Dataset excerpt
★ ★ ★ ★

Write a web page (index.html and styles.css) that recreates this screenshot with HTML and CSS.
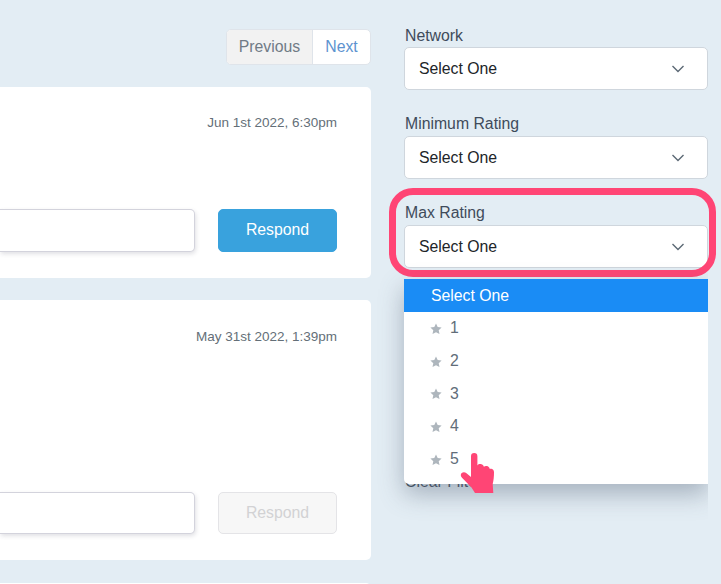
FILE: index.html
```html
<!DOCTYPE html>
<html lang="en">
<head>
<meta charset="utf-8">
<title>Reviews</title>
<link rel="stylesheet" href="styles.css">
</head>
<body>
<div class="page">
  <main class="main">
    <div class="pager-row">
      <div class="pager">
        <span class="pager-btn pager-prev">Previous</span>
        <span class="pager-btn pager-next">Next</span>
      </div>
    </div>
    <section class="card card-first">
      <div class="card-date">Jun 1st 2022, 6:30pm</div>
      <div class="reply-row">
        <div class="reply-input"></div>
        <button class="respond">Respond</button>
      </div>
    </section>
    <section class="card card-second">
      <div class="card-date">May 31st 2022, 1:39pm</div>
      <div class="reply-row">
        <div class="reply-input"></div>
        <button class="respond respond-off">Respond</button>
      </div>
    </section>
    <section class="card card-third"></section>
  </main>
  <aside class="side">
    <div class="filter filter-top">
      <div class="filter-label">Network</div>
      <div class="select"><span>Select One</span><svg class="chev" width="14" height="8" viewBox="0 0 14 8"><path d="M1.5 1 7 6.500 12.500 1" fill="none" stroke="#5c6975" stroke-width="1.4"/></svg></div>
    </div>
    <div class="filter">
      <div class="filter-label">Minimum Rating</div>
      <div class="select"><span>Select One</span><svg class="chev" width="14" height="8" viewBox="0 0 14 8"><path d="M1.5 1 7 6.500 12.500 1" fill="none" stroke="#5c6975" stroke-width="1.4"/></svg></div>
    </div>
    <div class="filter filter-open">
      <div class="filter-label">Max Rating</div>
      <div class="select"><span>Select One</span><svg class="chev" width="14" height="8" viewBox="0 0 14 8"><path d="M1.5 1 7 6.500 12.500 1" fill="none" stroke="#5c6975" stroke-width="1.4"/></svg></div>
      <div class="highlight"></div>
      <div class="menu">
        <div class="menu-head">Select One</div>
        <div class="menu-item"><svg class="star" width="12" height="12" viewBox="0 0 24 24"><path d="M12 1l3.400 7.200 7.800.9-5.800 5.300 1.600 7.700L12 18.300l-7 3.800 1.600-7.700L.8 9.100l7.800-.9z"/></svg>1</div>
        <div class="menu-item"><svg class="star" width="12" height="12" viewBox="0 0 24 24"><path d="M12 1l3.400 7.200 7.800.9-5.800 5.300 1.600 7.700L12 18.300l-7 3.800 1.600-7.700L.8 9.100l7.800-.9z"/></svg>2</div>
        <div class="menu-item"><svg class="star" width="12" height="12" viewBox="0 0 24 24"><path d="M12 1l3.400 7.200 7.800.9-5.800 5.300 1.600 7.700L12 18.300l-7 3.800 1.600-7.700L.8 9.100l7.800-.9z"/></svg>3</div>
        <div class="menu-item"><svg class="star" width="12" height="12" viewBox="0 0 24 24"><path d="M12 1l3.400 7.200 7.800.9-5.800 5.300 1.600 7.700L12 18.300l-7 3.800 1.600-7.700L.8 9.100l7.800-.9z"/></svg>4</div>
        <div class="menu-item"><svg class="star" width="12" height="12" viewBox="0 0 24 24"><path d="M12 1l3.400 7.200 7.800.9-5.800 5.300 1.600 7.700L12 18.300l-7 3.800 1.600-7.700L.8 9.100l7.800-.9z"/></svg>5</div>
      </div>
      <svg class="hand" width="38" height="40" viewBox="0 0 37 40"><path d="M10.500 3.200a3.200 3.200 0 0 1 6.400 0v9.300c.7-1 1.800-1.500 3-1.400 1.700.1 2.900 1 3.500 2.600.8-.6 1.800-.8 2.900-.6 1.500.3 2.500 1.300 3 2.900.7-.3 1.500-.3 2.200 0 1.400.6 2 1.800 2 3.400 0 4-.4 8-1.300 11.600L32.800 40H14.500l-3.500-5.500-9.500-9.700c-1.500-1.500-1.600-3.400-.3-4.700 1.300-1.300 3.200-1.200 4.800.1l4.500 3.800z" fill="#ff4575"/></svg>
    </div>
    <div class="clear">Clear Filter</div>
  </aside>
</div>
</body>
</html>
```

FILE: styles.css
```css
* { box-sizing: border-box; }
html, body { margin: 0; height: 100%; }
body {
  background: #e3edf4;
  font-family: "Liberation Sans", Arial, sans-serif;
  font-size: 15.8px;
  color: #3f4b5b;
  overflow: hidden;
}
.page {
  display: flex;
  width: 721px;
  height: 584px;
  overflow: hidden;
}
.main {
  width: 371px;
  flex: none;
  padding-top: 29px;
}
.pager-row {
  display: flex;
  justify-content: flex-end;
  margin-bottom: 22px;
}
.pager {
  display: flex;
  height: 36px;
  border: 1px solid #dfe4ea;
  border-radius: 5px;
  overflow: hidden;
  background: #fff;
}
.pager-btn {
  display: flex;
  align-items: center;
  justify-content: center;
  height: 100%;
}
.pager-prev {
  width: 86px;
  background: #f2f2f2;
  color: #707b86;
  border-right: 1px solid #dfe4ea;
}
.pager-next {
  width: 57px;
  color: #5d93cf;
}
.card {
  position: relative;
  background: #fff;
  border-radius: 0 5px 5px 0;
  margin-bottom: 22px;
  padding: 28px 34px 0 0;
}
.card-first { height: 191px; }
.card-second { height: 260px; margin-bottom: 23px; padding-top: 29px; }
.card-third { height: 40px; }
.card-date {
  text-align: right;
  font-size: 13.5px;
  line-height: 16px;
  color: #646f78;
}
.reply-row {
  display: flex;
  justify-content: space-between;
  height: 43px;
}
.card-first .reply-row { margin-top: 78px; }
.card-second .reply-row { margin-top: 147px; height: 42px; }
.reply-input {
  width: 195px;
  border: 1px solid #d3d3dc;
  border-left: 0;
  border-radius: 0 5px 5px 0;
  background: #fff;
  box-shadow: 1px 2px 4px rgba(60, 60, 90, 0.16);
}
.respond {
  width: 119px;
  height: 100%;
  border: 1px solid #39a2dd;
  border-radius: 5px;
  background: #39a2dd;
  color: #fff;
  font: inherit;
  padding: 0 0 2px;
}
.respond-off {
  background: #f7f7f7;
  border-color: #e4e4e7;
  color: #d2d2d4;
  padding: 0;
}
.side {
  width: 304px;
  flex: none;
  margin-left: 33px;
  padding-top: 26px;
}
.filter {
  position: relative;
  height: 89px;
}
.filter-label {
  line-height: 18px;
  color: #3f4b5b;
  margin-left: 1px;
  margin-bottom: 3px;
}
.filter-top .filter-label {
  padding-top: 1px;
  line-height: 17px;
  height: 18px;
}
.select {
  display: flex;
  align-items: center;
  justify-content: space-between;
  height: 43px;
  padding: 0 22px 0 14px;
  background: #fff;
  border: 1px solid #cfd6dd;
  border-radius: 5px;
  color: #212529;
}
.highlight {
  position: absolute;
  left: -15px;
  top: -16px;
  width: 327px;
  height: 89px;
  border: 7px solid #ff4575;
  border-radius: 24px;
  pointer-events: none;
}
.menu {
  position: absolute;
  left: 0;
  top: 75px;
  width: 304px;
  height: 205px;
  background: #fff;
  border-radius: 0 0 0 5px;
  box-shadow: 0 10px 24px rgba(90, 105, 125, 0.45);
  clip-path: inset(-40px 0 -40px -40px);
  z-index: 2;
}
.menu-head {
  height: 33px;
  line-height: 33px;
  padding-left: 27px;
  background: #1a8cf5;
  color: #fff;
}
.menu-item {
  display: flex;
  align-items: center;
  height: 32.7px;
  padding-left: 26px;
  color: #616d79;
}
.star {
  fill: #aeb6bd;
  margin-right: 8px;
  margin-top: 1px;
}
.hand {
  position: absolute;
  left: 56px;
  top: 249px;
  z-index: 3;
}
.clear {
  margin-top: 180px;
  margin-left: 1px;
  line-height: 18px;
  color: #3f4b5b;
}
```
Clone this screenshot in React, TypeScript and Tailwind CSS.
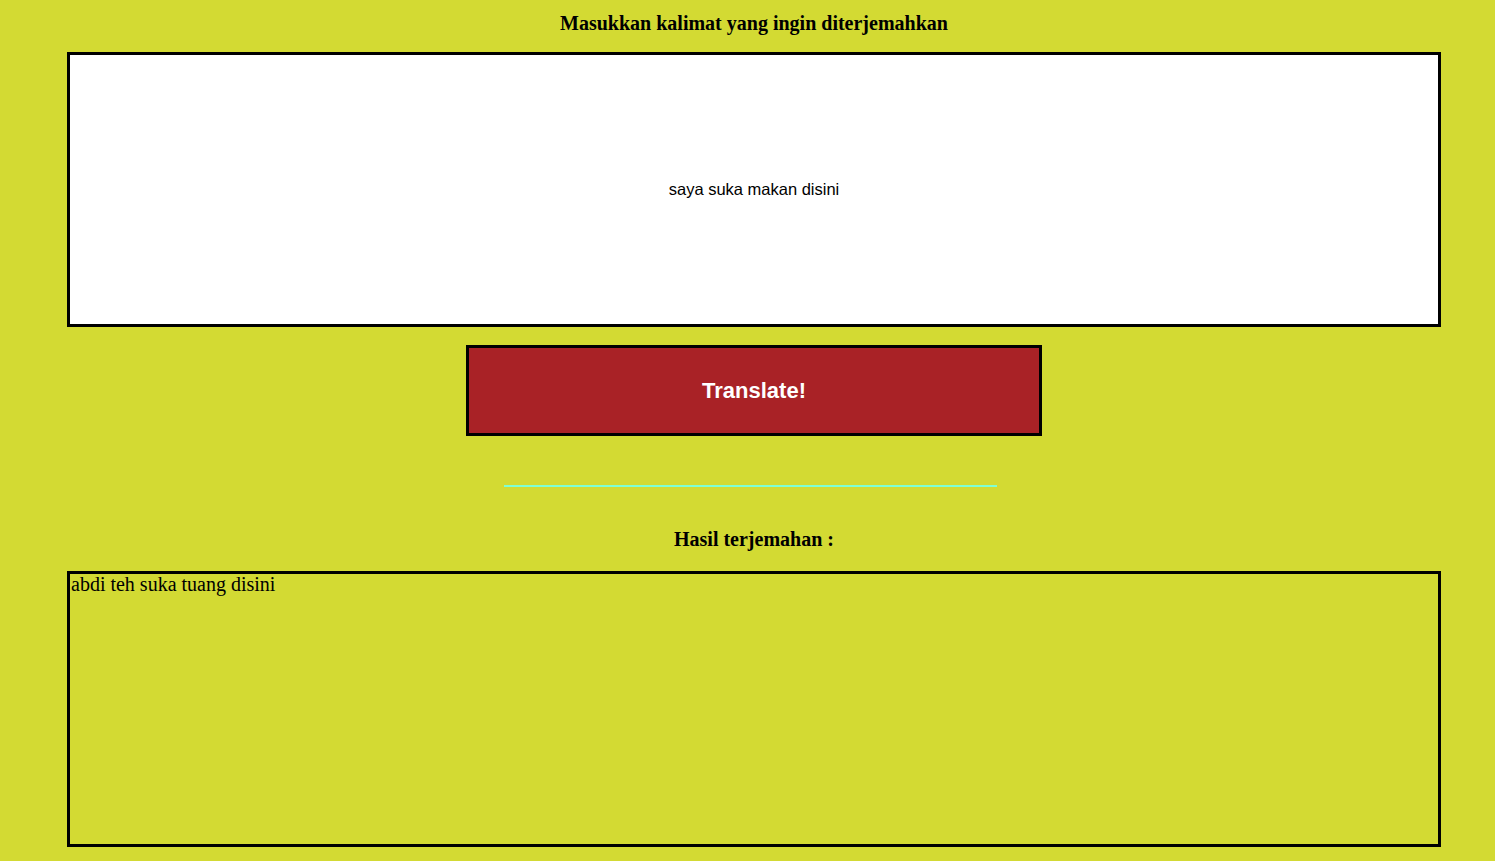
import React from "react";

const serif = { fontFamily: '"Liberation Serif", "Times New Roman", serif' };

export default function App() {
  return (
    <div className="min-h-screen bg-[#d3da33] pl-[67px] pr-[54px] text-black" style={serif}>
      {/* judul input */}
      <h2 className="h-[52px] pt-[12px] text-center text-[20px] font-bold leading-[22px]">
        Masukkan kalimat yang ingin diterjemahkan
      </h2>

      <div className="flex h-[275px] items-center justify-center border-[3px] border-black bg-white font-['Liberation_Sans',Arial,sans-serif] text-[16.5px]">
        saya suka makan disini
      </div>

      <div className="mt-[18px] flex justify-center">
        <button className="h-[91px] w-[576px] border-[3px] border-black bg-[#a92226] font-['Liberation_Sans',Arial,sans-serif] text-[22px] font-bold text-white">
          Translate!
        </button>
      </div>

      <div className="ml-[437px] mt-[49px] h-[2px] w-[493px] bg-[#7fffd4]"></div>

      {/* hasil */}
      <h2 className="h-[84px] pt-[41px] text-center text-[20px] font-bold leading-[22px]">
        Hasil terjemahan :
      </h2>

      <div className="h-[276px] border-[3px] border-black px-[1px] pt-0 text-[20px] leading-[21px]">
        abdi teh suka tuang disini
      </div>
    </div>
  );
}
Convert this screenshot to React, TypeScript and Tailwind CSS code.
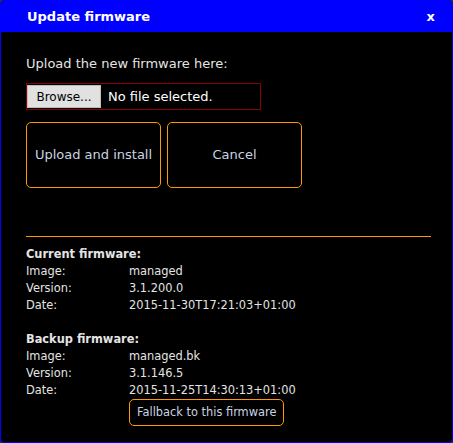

★ ★ ★ ★

• [OBJECTIVE] Beginning with the line that contains "Clone this screenshot" and ending with the last line of the data above, output those lines exactly and nothing more, without any pictures.

• [SOLUTION TO THIS EXERCISE]
Clone this screenshot in React, TypeScript and Tailwind CSS.
import React from "react";

const serif = { fontFamily: '"Liberation Serif", "Times New Roman", serif' };

export default function App() {
  return (
    <div className="min-h-screen bg-[#d3da33] pl-[67px] pr-[54px] text-black" style={serif}>
      {/* judul input */}
      <h2 className="h-[52px] pt-[12px] text-center text-[20px] font-bold leading-[22px]">
        Masukkan kalimat yang ingin diterjemahkan
      </h2>

      <div className="flex h-[275px] items-center justify-center border-[3px] border-black bg-white font-['Liberation_Sans',Arial,sans-serif] text-[16.5px]">
        saya suka makan disini
      </div>

      <div className="mt-[18px] flex justify-center">
        <button className="h-[91px] w-[576px] border-[3px] border-black bg-[#a92226] font-['Liberation_Sans',Arial,sans-serif] text-[22px] font-bold text-white">
          Translate!
        </button>
      </div>

      <div className="ml-[437px] mt-[49px] h-[2px] w-[493px] bg-[#7fffd4]"></div>

      {/* hasil */}
      <h2 className="h-[84px] pt-[41px] text-center text-[20px] font-bold leading-[22px]">
        Hasil terjemahan :
      </h2>

      <div className="h-[276px] border-[3px] border-black px-[1px] pt-0 text-[20px] leading-[21px]">
        abdi teh suka tuang disini
      </div>
    </div>
  );
}
Convert this screenshot to React, TypeScript and Tailwind CSS code.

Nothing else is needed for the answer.